Conclusion and Future Work
This work presents a successful framework for autonomous drone formation control using the Multi-Agent Deep Deterministic Policy Gradient algorithm augmented with a Curriculum Learning strategy. By decomposing the complex formation task into progressively difficult stages and employing a carefully shaped reward function, we overcome the significant training challenges associated with multi-agent reinforcement learning. Extensive experiments in SITL simulation demonstrated the algorithm’s effectiveness, robustness to hyperparameter changes, and ability to generalize to new formation waypoints. The final real-world flight tests confirmed the policy’s viability outside of simulation, marking a significant step towards deployable multi-UAV systems.

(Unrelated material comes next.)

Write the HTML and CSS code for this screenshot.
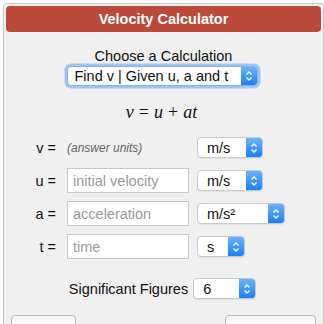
FILE: index.html
```html
<!DOCTYPE html>
<html>
<head>
<meta charset="utf-8">
<link rel="stylesheet" href="styles.css">
</head>
<body>
<div class="calc">
  <div class="header">Velocity Calculator</div>
  <div class="choose">Choose a Calculation</div>
  <div class="sel-wrap">
    <div class="select main focus"><span class="val">Find v | Given u, a and t</span><span class="arrow"><svg viewBox="0 0 8 12" width="8" height="12"><path d="M1.5 4.5 L4 2 L6.5 4.5 M1.5 7.5 L4 10 L6.5 7.5" fill="none" stroke="#fff" stroke-width="1.3"/></svg></span></div>
  </div>
  <div class="formula"><i>v</i><span class="op">=</span><i>u</i><span class="op">+</span><i>at</i></div>
  <div class="rows">
    <div class="row">
      <div class="lbl">v =</div>
      <div class="note">(answer units)</div>
      <div class="select w66"><span class="val">m/s</span><span class="arrow"><svg viewBox="0 0 8 12" width="8" height="12"><path d="M1.5 4.5 L4 2 L6.5 4.5 M1.5 7.5 L4 10 L6.5 7.5" fill="none" stroke="#fff" stroke-width="1.3"/></svg></span></div>
    </div>
    <div class="row">
      <div class="lbl">u =</div>
      <div class="input"><span class="ph">initial velocity</span></div>
      <div class="select w66"><span class="val">m/s</span><span class="arrow"><svg viewBox="0 0 8 12" width="8" height="12"><path d="M1.5 4.5 L4 2 L6.5 4.5 M1.5 7.5 L4 10 L6.5 7.5" fill="none" stroke="#fff" stroke-width="1.3"/></svg></span></div>
    </div>
    <div class="row">
      <div class="lbl">a =</div>
      <div class="input"><span class="ph">acceleration</span></div>
      <div class="select w88"><span class="val">m/s²</span><span class="arrow"><svg viewBox="0 0 8 12" width="8" height="12"><path d="M1.5 4.5 L4 2 L6.5 4.5 M1.5 7.5 L4 10 L6.5 7.5" fill="none" stroke="#fff" stroke-width="1.3"/></svg></span></div>
    </div>
    <div class="row">
      <div class="lbl">t =</div>
      <div class="input"><span class="ph">time</span></div>
      <div class="select w48"><span class="val">s</span><span class="arrow"><svg viewBox="0 0 8 12" width="8" height="12"><path d="M1.5 4.5 L4 2 L6.5 4.5 M1.5 7.5 L4 10 L6.5 7.5" fill="none" stroke="#fff" stroke-width="1.3"/></svg></span></div>
    </div>
  </div>
  <div class="sig">
    <span class="sig-lbl">Significant Figures</span>
    <div class="select w63"><span class="val">6</span><span class="arrow"><svg viewBox="0 0 8 12" width="8" height="12"><path d="M1.5 4.5 L4 2 L6.5 4.5 M1.5 7.5 L4 10 L6.5 7.5" fill="none" stroke="#fff" stroke-width="1.3"/></svg></span></div>
  </div>
  <div class="buttons">
    <div class="btn left"></div>
    <div class="btn right"></div>
  </div>
</div>
</body>
</html>
```
FILE: styles.css
```css
html, body { margin: 0; padding: 0; background: #fff; }
html { height: 324px; overflow: hidden; }
body { font-family: "Liberation Sans", Arial, sans-serif; font-size: 14px; color: #111; height: 324px; overflow: hidden; }
.calc {
  margin: 3px 0 0 3px;
  width: 315px;
  height: 330px;
  border: 1px solid #c8c8c8;
  border-radius: 3px;
  background: #f0f0f0;
  padding: 2px;
  box-sizing: content-box;
  display: flex;
  flex-direction: column;
  overflow: hidden;
}
.header {
  height: 26px;
  line-height: 26px;
  background: #bb4a3b;
  border-radius: 4px;
  color: #fff;
  font-weight: bold;
  font-size: 14.5px;
  text-align: center;
}
.choose { margin-top: 16px; text-align: center; line-height: 17px; font-size: 14.5px; }
.sel-wrap { display: flex; justify-content: center; margin-top: 1px; padding-right: 3px; }
.select {
  position: relative;
  height: 21px;
  box-sizing: border-box;
  background: #fff;
  border: 1px solid #c9c9c9;
  border-radius: 4px;
  display: flex;
  align-items: center;
  font-size: 14.5px;
  overflow: hidden;
  box-shadow: 0 1px 1px rgba(0,0,0,0.06);
}
.select .val { flex: 1; padding-left: 9px; white-space: nowrap; }
.select .arrow {
  width: 16px;
  align-self: stretch;
  background: linear-gradient(#6bb3fb, #1c7ff6);
  display: flex;
  align-items: center;
  justify-content: center;
}
.select.main { width: 191px; height: 20px; }
.select.main .val { padding-left: 7px; }
.select.focus { box-shadow: 0 0 0 2.5px #9fc6f3; border-color: #86b0e8; }
.formula {
  margin-top: 16px;
  line-height: 20px;
  text-align: center;
  font-family: "Liberation Serif", "Times New Roman", serif;
  font-size: 18px;
  padding-right: 4px;
}
.formula i { font-style: italic; }
.formula .op { margin: 0 5px; }
.rows { margin-top: 13px; display: flex; flex-direction: column; gap: 8px; }
.row { display: flex; align-items: center; height: 25px; }
.lbl { width: 50px; text-align: right; padding-right: 11px; box-sizing: content-box; font-size: 14.5px; }
.note { width: 130px; font-style: italic; color: #666; font-size: 12px; }
.input {
  width: 122px;
  height: 25px;
  box-sizing: border-box;
  background: #fff;
  border: 1px solid #c8c8c8;
  margin-right: 8px;
  display: flex;
  align-items: center;
  padding-left: 5px;
  font-size: 14.5px;
}
.ph { color: #9a9a9a; }
.w66 { width: 66px; }
.w88 { width: 88px; }
.w48 { width: 48px; }
.w63 { width: 63px; }
.sig { margin-top: 19px; display: flex; justify-content: center; align-items: center; height: 21px; gap: 5px; padding-right: 2px; font-size: 14.5px; }
.buttons { margin-top: 16px; display: flex; justify-content: space-between; padding: 0 5px 0 5px; }
.btn { height: 24px; flex: none; border: 1px solid #b8b8b8; border-radius: 4px; background: #f8f8f8; box-sizing: border-box; }
.btn.left { width: 65px; }
.btn.right { width: 91px; }
```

Future work will focus on addressing current limitations and expanding capabilities. The policy can exhibit overshoot near targets due to the continuous action output; integrating a terminal phase with finer, lower-speed control could enhance precision. Scaling the system to larger formations with more than three drones is a critical next step, which may require investigating more scalable multi-agent architectures or hierarchical controllers. Finally, extending the framework to fully 3D formations and dynamic environments with moving obstacles or changing formation patterns will further increase its applicability to real-world scenarios, solidifying the role of deep reinforcement learning in the future of autonomous drone formation technology.